--- BEGIN Input for this task ---

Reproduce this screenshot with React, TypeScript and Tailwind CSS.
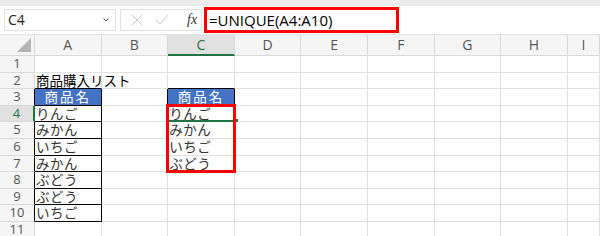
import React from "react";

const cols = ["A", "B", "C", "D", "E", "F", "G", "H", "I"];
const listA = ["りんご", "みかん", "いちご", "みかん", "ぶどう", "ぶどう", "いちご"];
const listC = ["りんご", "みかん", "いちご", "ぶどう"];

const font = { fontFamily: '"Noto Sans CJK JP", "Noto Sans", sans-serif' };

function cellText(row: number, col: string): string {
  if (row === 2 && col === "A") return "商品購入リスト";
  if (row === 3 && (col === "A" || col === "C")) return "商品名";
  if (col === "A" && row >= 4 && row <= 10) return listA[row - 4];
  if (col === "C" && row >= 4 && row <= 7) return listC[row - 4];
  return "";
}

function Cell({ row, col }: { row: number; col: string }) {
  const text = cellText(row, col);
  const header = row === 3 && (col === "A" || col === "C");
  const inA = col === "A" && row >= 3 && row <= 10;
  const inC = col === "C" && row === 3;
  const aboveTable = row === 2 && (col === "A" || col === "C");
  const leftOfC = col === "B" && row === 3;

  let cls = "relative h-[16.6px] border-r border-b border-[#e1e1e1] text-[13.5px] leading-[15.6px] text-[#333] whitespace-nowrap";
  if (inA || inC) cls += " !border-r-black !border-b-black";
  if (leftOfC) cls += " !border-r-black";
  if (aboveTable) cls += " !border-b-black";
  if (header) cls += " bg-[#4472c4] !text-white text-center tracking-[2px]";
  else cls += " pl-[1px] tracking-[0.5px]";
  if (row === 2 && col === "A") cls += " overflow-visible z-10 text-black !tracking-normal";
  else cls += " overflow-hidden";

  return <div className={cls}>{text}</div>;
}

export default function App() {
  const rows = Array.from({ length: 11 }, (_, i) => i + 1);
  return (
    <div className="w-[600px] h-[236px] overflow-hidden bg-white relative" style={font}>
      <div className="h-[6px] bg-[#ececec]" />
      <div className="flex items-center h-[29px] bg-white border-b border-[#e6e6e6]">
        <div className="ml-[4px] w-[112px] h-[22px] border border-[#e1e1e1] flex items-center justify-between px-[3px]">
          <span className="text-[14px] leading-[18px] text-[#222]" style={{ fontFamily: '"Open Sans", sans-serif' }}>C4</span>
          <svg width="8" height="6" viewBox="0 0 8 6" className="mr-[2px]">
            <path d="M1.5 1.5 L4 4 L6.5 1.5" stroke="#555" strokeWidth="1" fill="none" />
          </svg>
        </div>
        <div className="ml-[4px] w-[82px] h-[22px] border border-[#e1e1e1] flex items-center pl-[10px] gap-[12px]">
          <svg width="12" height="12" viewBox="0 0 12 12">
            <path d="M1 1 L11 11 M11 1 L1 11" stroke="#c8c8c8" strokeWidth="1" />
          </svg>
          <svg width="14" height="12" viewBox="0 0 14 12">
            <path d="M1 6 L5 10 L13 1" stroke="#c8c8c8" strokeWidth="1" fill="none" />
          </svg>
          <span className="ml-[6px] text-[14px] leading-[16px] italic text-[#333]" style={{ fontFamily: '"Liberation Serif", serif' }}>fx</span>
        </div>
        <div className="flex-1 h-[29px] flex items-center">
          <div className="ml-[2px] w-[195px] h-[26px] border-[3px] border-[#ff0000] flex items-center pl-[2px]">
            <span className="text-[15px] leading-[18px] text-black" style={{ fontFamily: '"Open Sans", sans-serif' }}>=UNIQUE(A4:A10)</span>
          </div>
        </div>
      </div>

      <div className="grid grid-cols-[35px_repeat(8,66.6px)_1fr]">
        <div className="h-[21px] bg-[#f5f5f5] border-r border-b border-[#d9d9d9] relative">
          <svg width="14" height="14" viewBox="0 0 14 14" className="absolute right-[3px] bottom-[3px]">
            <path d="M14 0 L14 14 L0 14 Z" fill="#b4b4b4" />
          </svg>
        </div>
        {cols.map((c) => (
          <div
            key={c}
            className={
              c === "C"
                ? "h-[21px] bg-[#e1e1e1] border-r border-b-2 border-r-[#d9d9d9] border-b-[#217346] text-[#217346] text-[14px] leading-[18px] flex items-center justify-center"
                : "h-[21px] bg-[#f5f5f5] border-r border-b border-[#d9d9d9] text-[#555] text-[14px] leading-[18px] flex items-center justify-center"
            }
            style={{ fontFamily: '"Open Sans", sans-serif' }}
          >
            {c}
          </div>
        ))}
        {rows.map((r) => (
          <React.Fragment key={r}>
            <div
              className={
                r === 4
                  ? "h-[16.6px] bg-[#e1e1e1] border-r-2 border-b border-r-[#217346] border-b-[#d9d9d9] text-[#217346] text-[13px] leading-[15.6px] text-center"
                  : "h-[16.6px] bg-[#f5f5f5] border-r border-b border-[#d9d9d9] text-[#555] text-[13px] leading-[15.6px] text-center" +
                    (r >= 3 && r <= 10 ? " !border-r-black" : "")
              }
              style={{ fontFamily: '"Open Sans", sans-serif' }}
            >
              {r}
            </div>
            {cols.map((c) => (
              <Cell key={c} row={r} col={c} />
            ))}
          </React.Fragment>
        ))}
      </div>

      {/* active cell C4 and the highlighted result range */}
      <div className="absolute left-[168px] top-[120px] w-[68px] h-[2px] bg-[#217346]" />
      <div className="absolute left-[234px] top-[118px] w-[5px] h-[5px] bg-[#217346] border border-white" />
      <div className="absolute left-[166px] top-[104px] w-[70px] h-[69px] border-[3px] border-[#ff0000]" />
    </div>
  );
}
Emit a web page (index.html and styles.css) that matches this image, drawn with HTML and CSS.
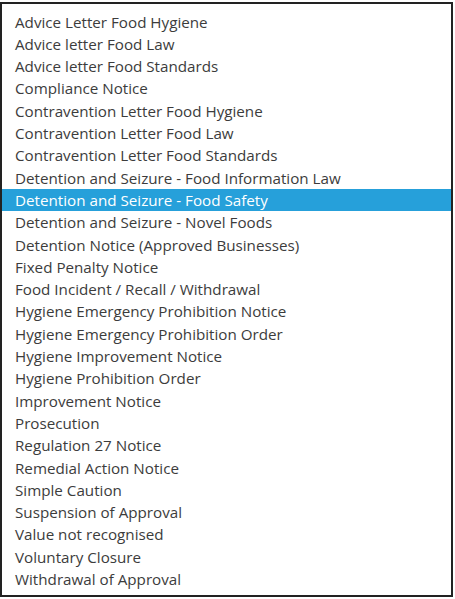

--- END Input for this task ---

_The problem_. Transcribe the whole listing exactly. Pictures are excluded.

_Correct answer_.
Reproduce this screenshot with React, TypeScript and Tailwind CSS.
import React from "react";

const cols = ["A", "B", "C", "D", "E", "F", "G", "H", "I"];
const listA = ["りんご", "みかん", "いちご", "みかん", "ぶどう", "ぶどう", "いちご"];
const listC = ["りんご", "みかん", "いちご", "ぶどう"];

const font = { fontFamily: '"Noto Sans CJK JP", "Noto Sans", sans-serif' };

function cellText(row: number, col: string): string {
  if (row === 2 && col === "A") return "商品購入リスト";
  if (row === 3 && (col === "A" || col === "C")) return "商品名";
  if (col === "A" && row >= 4 && row <= 10) return listA[row - 4];
  if (col === "C" && row >= 4 && row <= 7) return listC[row - 4];
  return "";
}

function Cell({ row, col }: { row: number; col: string }) {
  const text = cellText(row, col);
  const header = row === 3 && (col === "A" || col === "C");
  const inA = col === "A" && row >= 3 && row <= 10;
  const inC = col === "C" && row === 3;
  const aboveTable = row === 2 && (col === "A" || col === "C");
  const leftOfC = col === "B" && row === 3;

  let cls = "relative h-[16.6px] border-r border-b border-[#e1e1e1] text-[13.5px] leading-[15.6px] text-[#333] whitespace-nowrap";
  if (inA || inC) cls += " !border-r-black !border-b-black";
  if (leftOfC) cls += " !border-r-black";
  if (aboveTable) cls += " !border-b-black";
  if (header) cls += " bg-[#4472c4] !text-white text-center tracking-[2px]";
  else cls += " pl-[1px] tracking-[0.5px]";
  if (row === 2 && col === "A") cls += " overflow-visible z-10 text-black !tracking-normal";
  else cls += " overflow-hidden";

  return <div className={cls}>{text}</div>;
}

export default function App() {
  const rows = Array.from({ length: 11 }, (_, i) => i + 1);
  return (
    <div className="w-[600px] h-[236px] overflow-hidden bg-white relative" style={font}>
      <div className="h-[6px] bg-[#ececec]" />
      <div className="flex items-center h-[29px] bg-white border-b border-[#e6e6e6]">
        <div className="ml-[4px] w-[112px] h-[22px] border border-[#e1e1e1] flex items-center justify-between px-[3px]">
          <span className="text-[14px] leading-[18px] text-[#222]" style={{ fontFamily: '"Open Sans", sans-serif' }}>C4</span>
          <svg width="8" height="6" viewBox="0 0 8 6" className="mr-[2px]">
            <path d="M1.5 1.5 L4 4 L6.5 1.5" stroke="#555" strokeWidth="1" fill="none" />
          </svg>
        </div>
        <div className="ml-[4px] w-[82px] h-[22px] border border-[#e1e1e1] flex items-center pl-[10px] gap-[12px]">
          <svg width="12" height="12" viewBox="0 0 12 12">
            <path d="M1 1 L11 11 M11 1 L1 11" stroke="#c8c8c8" strokeWidth="1" />
          </svg>
          <svg width="14" height="12" viewBox="0 0 14 12">
            <path d="M1 6 L5 10 L13 1" stroke="#c8c8c8" strokeWidth="1" fill="none" />
          </svg>
          <span className="ml-[6px] text-[14px] leading-[16px] italic text-[#333]" style={{ fontFamily: '"Liberation Serif", serif' }}>fx</span>
        </div>
        <div className="flex-1 h-[29px] flex items-center">
          <div className="ml-[2px] w-[195px] h-[26px] border-[3px] border-[#ff0000] flex items-center pl-[2px]">
            <span className="text-[15px] leading-[18px] text-black" style={{ fontFamily: '"Open Sans", sans-serif' }}>=UNIQUE(A4:A10)</span>
          </div>
        </div>
      </div>

      <div className="grid grid-cols-[35px_repeat(8,66.6px)_1fr]">
        <div className="h-[21px] bg-[#f5f5f5] border-r border-b border-[#d9d9d9] relative">
          <svg width="14" height="14" viewBox="0 0 14 14" className="absolute right-[3px] bottom-[3px]">
            <path d="M14 0 L14 14 L0 14 Z" fill="#b4b4b4" />
          </svg>
        </div>
        {cols.map((c) => (
          <div
            key={c}
            className={
              c === "C"
                ? "h-[21px] bg-[#e1e1e1] border-r border-b-2 border-r-[#d9d9d9] border-b-[#217346] text-[#217346] text-[14px] leading-[18px] flex items-center justify-center"
                : "h-[21px] bg-[#f5f5f5] border-r border-b border-[#d9d9d9] text-[#555] text-[14px] leading-[18px] flex items-center justify-center"
            }
            style={{ fontFamily: '"Open Sans", sans-serif' }}
          >
            {c}
          </div>
        ))}
        {rows.map((r) => (
          <React.Fragment key={r}>
            <div
              className={
                r === 4
                  ? "h-[16.6px] bg-[#e1e1e1] border-r-2 border-b border-r-[#217346] border-b-[#d9d9d9] text-[#217346] text-[13px] leading-[15.6px] text-center"
                  : "h-[16.6px] bg-[#f5f5f5] border-r border-b border-[#d9d9d9] text-[#555] text-[13px] leading-[15.6px] text-center" +
                    (r >= 3 && r <= 10 ? " !border-r-black" : "")
              }
              style={{ fontFamily: '"Open Sans", sans-serif' }}
            >
              {r}
            </div>
            {cols.map((c) => (
              <Cell key={c} row={r} col={c} />
            ))}
          </React.Fragment>
        ))}
      </div>

      {/* active cell C4 and the highlighted result range */}
      <div className="absolute left-[168px] top-[120px] w-[68px] h-[2px] bg-[#217346]" />
      <div className="absolute left-[234px] top-[118px] w-[5px] h-[5px] bg-[#217346] border border-white" />
      <div className="absolute left-[166px] top-[104px] w-[70px] h-[69px] border-[3px] border-[#ff0000]" />
    </div>
  );
}
Emit a web page (index.html and styles.css) that matches this image, drawn with HTML and CSS.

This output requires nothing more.